Tortilla de patata, often called Spanish omelette, is a dish from Spain made with little more than potatoes, eggs, olive oil and salt, sometimes enriched with onions depending on preference. It is one of the country’s most recognisable recipes, found in homes, markets and restaurants across every region. What began as a humble preparation using the most accessible ingredients has become a national emblem of Spanish cooking. The origins of tortilla de patata can be traced back to the 19th century, when the widespread cultivation of potatoes in Europe after their introduction from the Americas made them a cheap and nourishing staple. One of the most cited references comes from Villanueva de la Serena in Extremadura, where a local story credits the invention of the dish to a housewife who, during wartime scarcity, made a simple meal for General Tomás de Zumalacárregui using just eggs, potatoes, and a little onion. Zumalacárregui is then said to have popularised it among his troops during the First Carlist War (1830s), because it was filling, cheap, and easy to prepare. Over time, the dish spread beyond its rural beginnings and established itself in urban kitchens, taverns and eventually restaurants. Its reputation grew not through extravagance but through its comforting simplicity and consistency. The preparation is straightforward yet requires care. Potatoes are sliced or diced and gently cooked in olive oil until tender but not browned. They are then mixed with beaten eggs and cooked slowly in a pan until set, with the centre either firm or slightly runny depending on regional and personal tastes. The decision to include onions, a matter of constant debate in Spain, adds sweetness and depth but is by no means universal. Tortilla can be served warm or cold, cut into wedges or cubes, making it as suitable for a full meal as it is for tapas. It can be eaten at any time of day, whether as breakfast, a light lunch, dinner or a late-night snack. Its portability has also made it popular as a dish taken on picnics or eaten at festivals. Variations exist, such as tortillas filled with vegetables, ham or cheese, but the potato and egg base remains constant. Today, tortilla de patata is eaten everywhere in Spain, from cafés and bars to fine dining establishments that may reinterpret it in creative ways.

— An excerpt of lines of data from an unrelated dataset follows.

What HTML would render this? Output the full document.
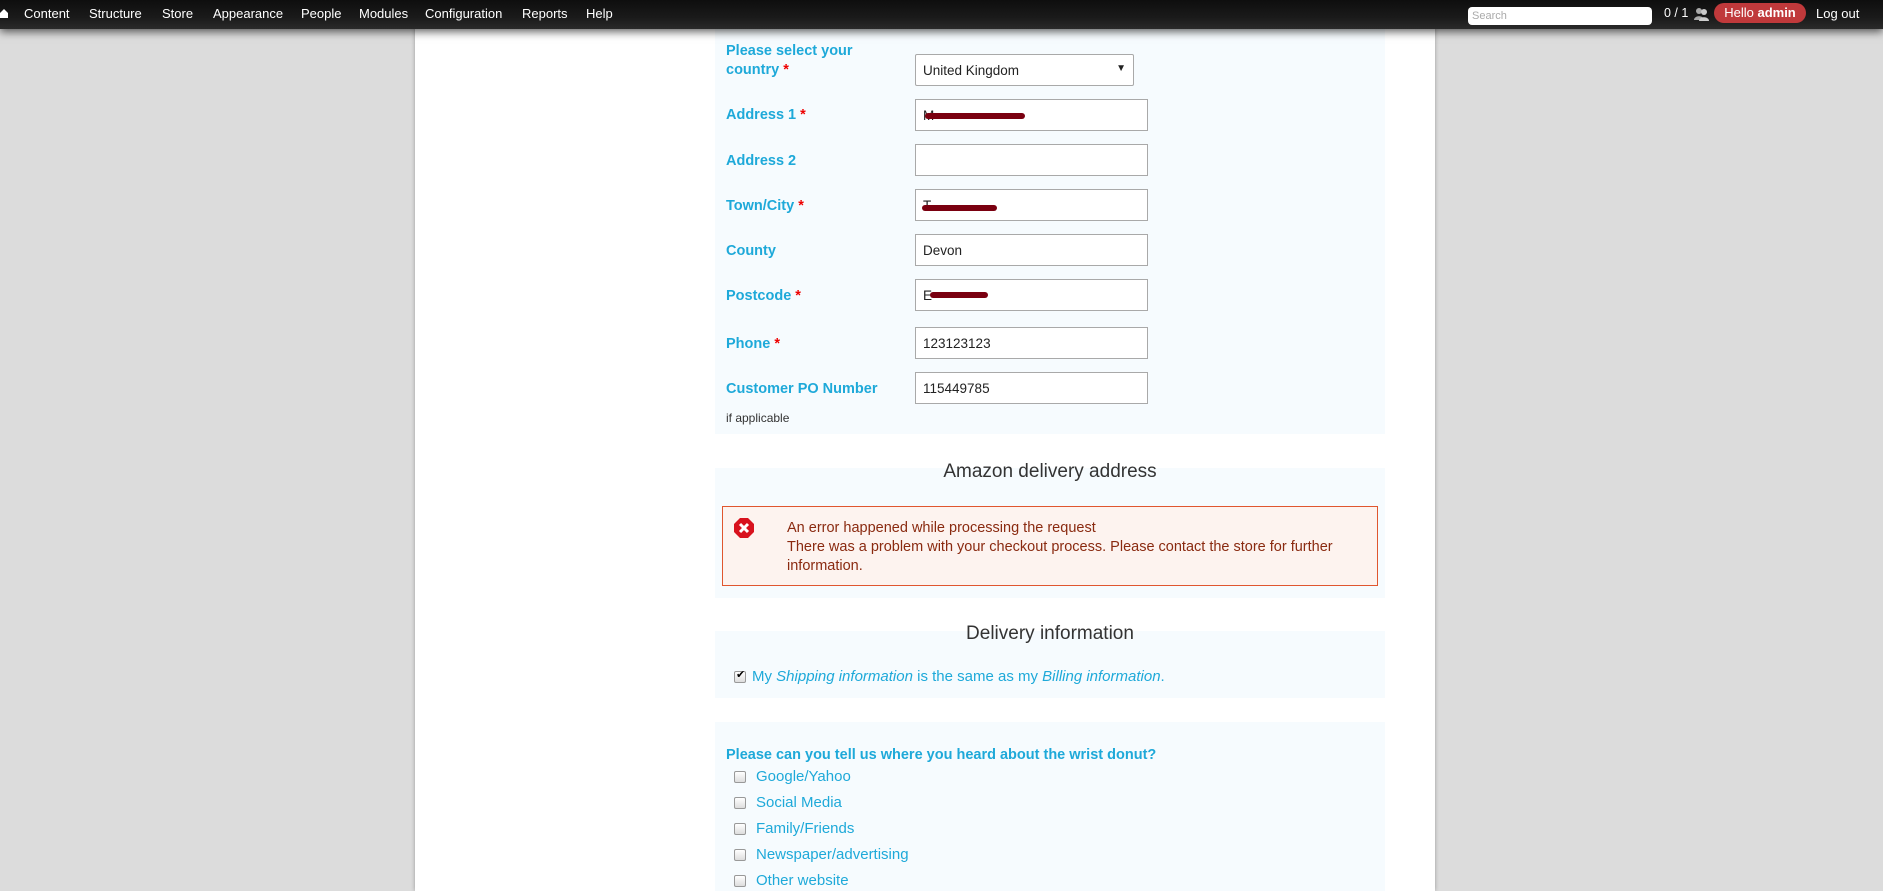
<!DOCTYPE html>
<html><head><meta charset="utf-8"><style>
*{box-sizing:border-box;margin:0;padding:0}
body{width:1883px;height:891px;overflow:hidden;background:#dcdcdc;font-family:"Liberation Sans",Arial,sans-serif;position:relative}
.bar{position:absolute;left:0;top:0;width:1883px;height:29px;background:linear-gradient(#0e0e0e,#1a1a1a 60%,#2a2a2a);z-index:5;box-shadow:0 3px 8px rgba(0,0,0,.6)}
.bar span{position:absolute;top:6px;color:#fff;font-size:13px}
.page{position:absolute;left:415px;top:0;width:1020px;height:891px;background:#fff;box-shadow:0 0 4px rgba(0,0,0,.3)}
.panel{position:absolute;left:715px;width:670px;background:#f6fbfe}
.ab{position:absolute}
.lbl{position:absolute;left:726px;color:#1ea9d9;font-weight:bold;font-size:14.5px;line-height:19px}
.req{color:#e00}
.inp{position:absolute;left:915px;width:233px;height:32px;border:1px solid #a9a9a9;background:#fff;font-size:13.5px;padding:8px 0 0 7px;color:#222}
h2{position:absolute;left:715px;width:670px;text-align:center;font-weight:normal;font-size:19px;color:#333}
.cb{position:absolute;left:734px;width:12px;height:12px;border:1px solid #999;border-radius:2px;background:linear-gradient(#fff,#ddd)}
.opt{position:absolute;left:756px;color:#1ea9d9;font-size:15px}
.scr{position:absolute;height:6px;background:#7a0010;border-radius:3px}
</style></head><body>
<div class="page"></div>
<div class="bar">
<svg class="ab" style="left:0;top:8px" width="8" height="10" viewBox="0 0 8 10"><path d="M0 5L4 1L8 5V10H0Z" fill="#fff"/></svg>
<span style="left:24px">Content</span><span style="left:89px">Structure</span><span style="left:162px">Store</span><span style="left:213px">Appearance</span><span style="left:301px">People</span><span style="left:359px">Modules</span><span style="left:425px">Configuration</span><span style="left:522px">Reports</span><span style="left:586px">Help</span>
<div class="ab" style="left:1468px;top:7px;width:184px;height:18px;background:#fff;border-radius:4px;font-size:11px;color:#aaa;padding:3px 4px">Search</div>
<span style="left:1664px;font-size:12.5px">0 / 1</span>
<svg class="ab" style="left:1694px;top:7px" width="16" height="14" viewBox="0 0 16 14"><circle cx="5" cy="4" r="3" fill="#aaa"/><path d="M0 13C0 8 10 8 10 13Z" fill="#aaa"/><circle cx="10" cy="5" r="3" fill="#ccc"/><path d="M5 14C5 9 15 9 15 14Z" fill="#ccc"/></svg>
<div class="ab" style="left:1714px;top:3px;width:92px;height:20px;background:#c0393b;border-radius:10px;color:#fff;font-size:13px;text-align:center;padding-top:2px">Hello <b>admin</b></div>
<span style="left:1816px">Log out</span>
</div>

<div class="panel" style="top:29px;height:405px"></div>
<div class="lbl" style="top:42px">Please select your<br>country <span class="req">*</span></div>
<div class="inp" style="top:54px;width:219px;border-radius:2px">United Kingdom<span style="position:absolute;right:7px;top:8px;font-size:10px">&#9660;</span></div>
<div class="lbl" style="top:106px">Address 1 <span class="req">*</span></div>
<div class="inp" style="top:99px">M</div><div class="scr" style="left:925px;top:113px;width:100px"></div>
<div class="lbl" style="top:152px">Address 2</div>
<div class="inp" style="top:144px"></div>
<div class="lbl" style="top:197px">Town/City <span class="req">*</span></div>
<div class="inp" style="top:189px">T</div><div class="scr" style="left:922px;top:205px;width:75px"></div>
<div class="lbl" style="top:242px">County</div>
<div class="inp" style="top:234px">Devon</div>
<div class="lbl" style="top:287px">Postcode <span class="req">*</span></div>
<div class="inp" style="top:279px">E</div><div class="scr" style="left:930px;top:292px;width:58px"></div>
<div class="lbl" style="top:335px">Phone <span class="req">*</span></div>
<div class="inp" style="top:327px">123123123</div>
<div class="lbl" style="top:380px">Customer PO Number</div>
<div class="inp" style="top:372px">115449785</div>
<div class="ab" style="left:726px;top:411px;font-size:12px;color:#333">if applicable</div>

<div class="panel" style="top:468px;height:130px"></div>
<h2 style="top:461px">Amazon delivery address</h2>
<div class="ab" style="left:722px;top:506px;width:656px;height:80px;border:1px solid #e0562f;background:#fdf3ef"></div>
<svg class="ab" style="left:734px;top:518px" width="20" height="20" viewBox="0 0 20 20"><polygon points="6,0 14,0 20,6 20,14 14,20 6,20 0,14 0,6" fill="#d8121e"/><path d="M6 6L14 14M14 6L6 14" stroke="#fff" stroke-width="3"/></svg>
<div class="ab" style="left:787px;top:519px;font-size:14.5px;line-height:19px;color:#8a2a10">An error happened while processing the request<br>There was a problem with your checkout process. Please contact the store for further<br>information.</div>

<div class="panel" style="top:631px;height:67px"></div>
<h2 style="top:623px">Delivery information</h2>
<div class="cb" style="top:671px"></div><span class="ab" style="left:736px;top:668px;font-size:11px">&#10004;</span>
<div class="opt" style="top:668px;left:752px">My <i>Shipping information</i> is the same as my <i>Billing information</i>.</div>

<div class="panel" style="top:722px;height:169px"></div>
<div class="lbl" style="top:746px">Please can you tell us where you heard about the wrist donut?</div>
<div class="cb" style="top:771px"></div><div class="opt" style="top:768px">Google/Yahoo</div>
<div class="cb" style="top:797px"></div><div class="opt" style="top:794px">Social Media</div>
<div class="cb" style="top:823px"></div><div class="opt" style="top:820px">Family/Friends</div>
<div class="cb" style="top:849px"></div><div class="opt" style="top:846px">Newspaper/advertising</div>
<div class="cb" style="top:875px"></div><div class="opt" style="top:872px">Other website</div>
</body></html>
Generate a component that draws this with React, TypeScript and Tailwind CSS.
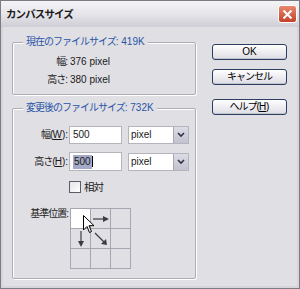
import React from 'react';

const J: React.FC<{ children: React.ReactNode; className?: string }> = ({ children, className = '' }) => (
  <span className={`tracking-[-1px] ${className}`}>{children}</span>
);

const Btn: React.FC<{ children: React.ReactNode; className?: string }> = ({ children, className = '' }) => (
  <div
    className={`h-[16px] w-[75px] rounded-[3px] border border-[#2c3e62] bg-gradient-to-b from-[#ffffff] to-[#dcdce4] flex items-center justify-center text-black shadow-[inset_0_-1px_0_#c4c4cc] ${className}`}
  >
    {children}
  </div>
);

const Unit: React.FC = () => (
  <div className="ml-[6px] h-[18px] w-[61px] border border-[#b4b4bc] bg-white flex items-center">
    <span className="flex-1 pl-[2px]">pixel</span>
    <div className="h-full w-[15px] bg-gradient-to-b from-[#dcdce6] to-[#c2c2d0] border-l border-[#a8a8b4] flex items-center justify-center">
      <svg width="8" height="6" viewBox="0 0 8 6">
        <path d="M1 1 L4 4 L7 1" stroke="#303040" strokeWidth="1.6" fill="none" />
      </svg>
    </div>
  </div>
);

export default function App() {
  return (
    <div
      className="w-[300px] h-[289px] bg-[#e0dfe4] flex flex-col border border-[#7c7b84] text-[10px] leading-[14px] text-[#1a1a1a]"
      style={{ fontFamily: '"Liberation Sans", "Noto Sans CJK JP", sans-serif' }}
    >
      <div className="h-[26px] shrink-0 flex items-center justify-between pl-[5px] pr-[2px] bg-gradient-to-b from-[#f4f4f6] via-[#e6e5ea] to-[#cfced6]">
        <span className="font-bold text-[10.5px] tracking-[-0.9px] text-[#1a1a1a]">カンバスサイズ</span>
        <div className="h-[18px] w-[19px] rounded-[3px] border border-white bg-gradient-to-b from-[#e8876e] to-[#c4412a] flex items-center justify-center">
          <svg width="11" height="11" viewBox="0 0 11 11">
            <path d="M1.5 1.5 L9.5 9.5 M9.5 1.5 L1.5 9.5" stroke="#fff" strokeWidth="2" />
          </svg>
        </div>
      </div>

      <div className="flex-1 flex border-x-[2px] border-b-[2px] border-[#d6d5dc] pl-[9px] pt-[8px]">
        <div className="w-[184px] flex flex-col">
          {/* current size */}
          <div className="mt-[7px] h-[53px] border border-[#aeadb6] shadow-[1px_1px_0_#ffffff,inset_1px_1px_0_#ffffff] rounded-[2px]">
            <div className="-mt-[8px] ml-[10px] w-fit px-[3px] bg-[#e0dfe4] text-[#2a55a6]">
              <J>現在のファイルサイズ</J>: 419K
            </div>
            <div className="grid grid-cols-[55px_1fr] mt-[4px] leading-[18px]">
              <div className="text-right"><J>幅</J>:</div>
              <div className="pl-[2px]">376 pixel</div>
              <div className="text-right"><J>高さ</J>:</div>
              <div className="pl-[2px]">380 pixel</div>
            </div>
          </div>

          {/* new size */}
          <div className="mt-[13px] h-[171px] border border-[#aeadb6] shadow-[1px_1px_0_#ffffff,inset_1px_1px_0_#ffffff] rounded-[2px]">
            <div className="-mt-[8px] ml-[10px] w-fit px-[3px] bg-[#e0dfe4] text-[#2a55a6]">
              <J>変更後のファイルサイズ</J>: 732K
            </div>
            <div className="mt-[11px] flex items-center">
              <div className="w-[55px] text-right">
                <J>幅(</J><span className="underline">W</span>):
              </div>
              <div className="ml-[1px] h-[18px] w-[53px] border border-[#b4b4bc] bg-white flex items-center pl-[3px]">500</div>
              <Unit />
            </div>
            <div className="mt-[8px] flex items-center">
              <div className="w-[55px] text-right">
                <J>高さ(</J><span className="underline">H</span>):
              </div>
              <div className="ml-[1px] h-[19px] w-[53px] border border-[#b4b4bc] bg-white flex items-center pl-[3px]">
                <span className="bg-[#a3a9c6] px-[1px]">500</span>
                <span className="w-[1px] h-[11px] bg-black" />
              </div>
              <Unit />
            </div>
            <div className="mt-[9px] flex items-center pl-[56px]">
              <div className="h-[12px] w-[12px] border border-[#5c5c68] bg-gradient-to-br from-[#e4e4ea] to-white" />
              <J className="ml-[3px] text-[10.5px]">相対</J>
            </div>
            <div className="mt-[14px] flex items-start">
              <div className="w-[56px] text-right -mt-[1px]">
                <J>基準位置</J>:
              </div>
              <div className="relative ml-[1px] grid grid-cols-[20px_20px_20px] grid-rows-[20px_20px_20px] border-l border-t border-[#a6a6b0]">
                {Array.from({ length: 9 }).map((_, i) => (
                  <div
                    key={i}
                    className={`border-r border-b border-[#a6a6b0] flex items-center justify-center ${i === 0 ? 'bg-white' : ''}`}
                  >
                    {i === 1 && (
                      <svg width="18" height="8" viewBox="0 0 18 8">
                        <path d="M1 4 L12 4" stroke="#3c3c44" strokeWidth="1.2" />
                        <path d="M11 1 L17 4 L11 7 Z" fill="#3c3c44" />
                      </svg>
                    )}
                    {i === 3 && (
                      <svg width="8" height="18" viewBox="0 0 8 18">
                        <path d="M4 1 L4 12" stroke="#3c3c44" strokeWidth="1.2" />
                        <path d="M1 11 L4 17 L7 11 Z" fill="#3c3c44" />
                      </svg>
                    )}
                    {i === 4 && (
                      <svg width="16" height="16" viewBox="0 0 16 16">
                        <path d="M2 2 L11 11" stroke="#3c3c44" strokeWidth="1.2" />
                        <path d="M8 13 L14 14 L13 8 Z" fill="#3c3c44" />
                      </svg>
                    )}
                  </div>
                ))}
                <svg className="absolute left-[12px] top-[6px]" width="12" height="19" viewBox="0 0 12 19">
                  <path
                    d="M0.5 0.5 L0.5 15 L4 11.5 L6.5 17.5 L8.5 16.5 L6 10.7 L11 10.7 Z"
                    fill="#fff"
                    stroke="#000"
                    strokeWidth="1"
                    strokeLinejoin="round"
                  />
                </svg>
              </div>
            </div>
          </div>
        </div>

        <div className="ml-[16px] flex flex-col pt-[9px]">
          <Btn>OK</Btn>
          <Btn className="mt-[9px]"><J>キャンセル</J></Btn>
          <Btn className="mt-[14px]">
            <J>ヘルプ(</J><span className="underline">H</span>)
          </Btn>
        </div>
      </div>
    </div>
  );
}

Bubur ayam is the Indonesian version of chicken congee, a thick rice porridge topped with shredded chicken and various savory condiments. This breakfast staple probably originates from the Chinese rice porridge, but it employs regionally available ingredients and toppings to create an authentic Indonesian dish. The process starts with boiling chicken (usually darker, on the bone pieces), and the same broth is typically used to cook the rice until it becomes dense in consistency. Besides rice porridge and shredded chicken, bubur ayam can employ a myriad of other ingredients. It is commonly topped with sliced scallions, crispy fried shallots, chopped cilantro, crushed peanuts, fried crullers, and sliced boiled eggs. Before it is served, bubur ayam is usually generously doused with soy sauce, sesame oil, or fish sauce. Unlike other traditional Indonesian dishes, this chicken porridge is not overly spicy, but the fiery sambal sauce can be served on the side, if desired. Bubur ayam is one of the most common street food varieties in Indonesia - each morning, numerous street vendors can be seen selling this comforting porridge as a nutritious breakfast dish.
Chancho al palo is a traditional dish from Huaral that translates to "pork on the pole." The main characteristic of chancho al palo is the cooking method. A whole pig or large cuts of pork are marinated with spices and then skewered on large vertical or diagonal stakes. The stakes with the pork are then set around a wood fire, allowing the meat to roast slowly and evenly. The pork is typically marinated with a mix of Peruvian spices and ingredients, including garlic, cumin, aji panca, and other seasonings meant to infuse flavor into the meat. Once the pork is roasted to a crispy exterior and tender interior, it's sliced off and typically served with traditional Peruvian sides like boiled yucca (cassava), potatoes, salads, and various sauces. This method of preparation is often reserved for special occasions, festivities, or large gatherings due to the size of the meat and the communal nature of the cooking process.
Beirute is a Brazilian sandwich hailing from São Paulo. It's influenced by Levantine cuisine, hence the name that refers to the capital of Lebanon. Originally, the beirute was made with pão sírio (Syrian bread or pita bread) that was stuffed with roast beef, lettuce, tomatoes, melted cheese, and za'atar herb and spice mixture. The filling always goes between two pieces of Syrian bread, not into the pocket. Nowadays, the sandwiches are prepared with various other fillings such as steaks, chicken, fried eggs, and ham, but the Syrian bread remains a key ingredient of the sandwich.
Typically associated with Çeşme, kumru is a toasted sandwich prepared with an artisanal bread that is typically enriched with chickpea flour. It was originally prepared with sinik, a circular bread that was sold by street vendors, but it achieved its current form in the 1950s when sandwiches became a popular option in Türkiye. Nowadays, it is typically filled with kaşar cheese (which is typically griddled before it’s placed on the bread), spicy sausage known as sujuk, and tomatoes, while modern variations may also include pickles, red pepper flakes, other types of cured meat, or even mayonnaise or ketchup, though the latter two are often frowned upon. This filling and affordable street food option is usually found at specialized kumru restaurants.
This is an extreme version of a steak sandwich – filled with thinly sliced lomo steak, tomatoes, onions, lettuce, mayonnaise, chimichurri sauce, ham, cheese, and a fried egg, sandwich de lomo or lomito is a behemoth of a sandwich that is sure to satiate even the hungriest consumers. However, this delicious sandwich is open to innovation – some might substitute the steak with pork, or put aubergine slices into it, along with any other ingredient that comes to mind. Popular both in Argentina and Uruguay, it can easily be found at numerous street carts dispersed throughout the metropolitan areas of both countries.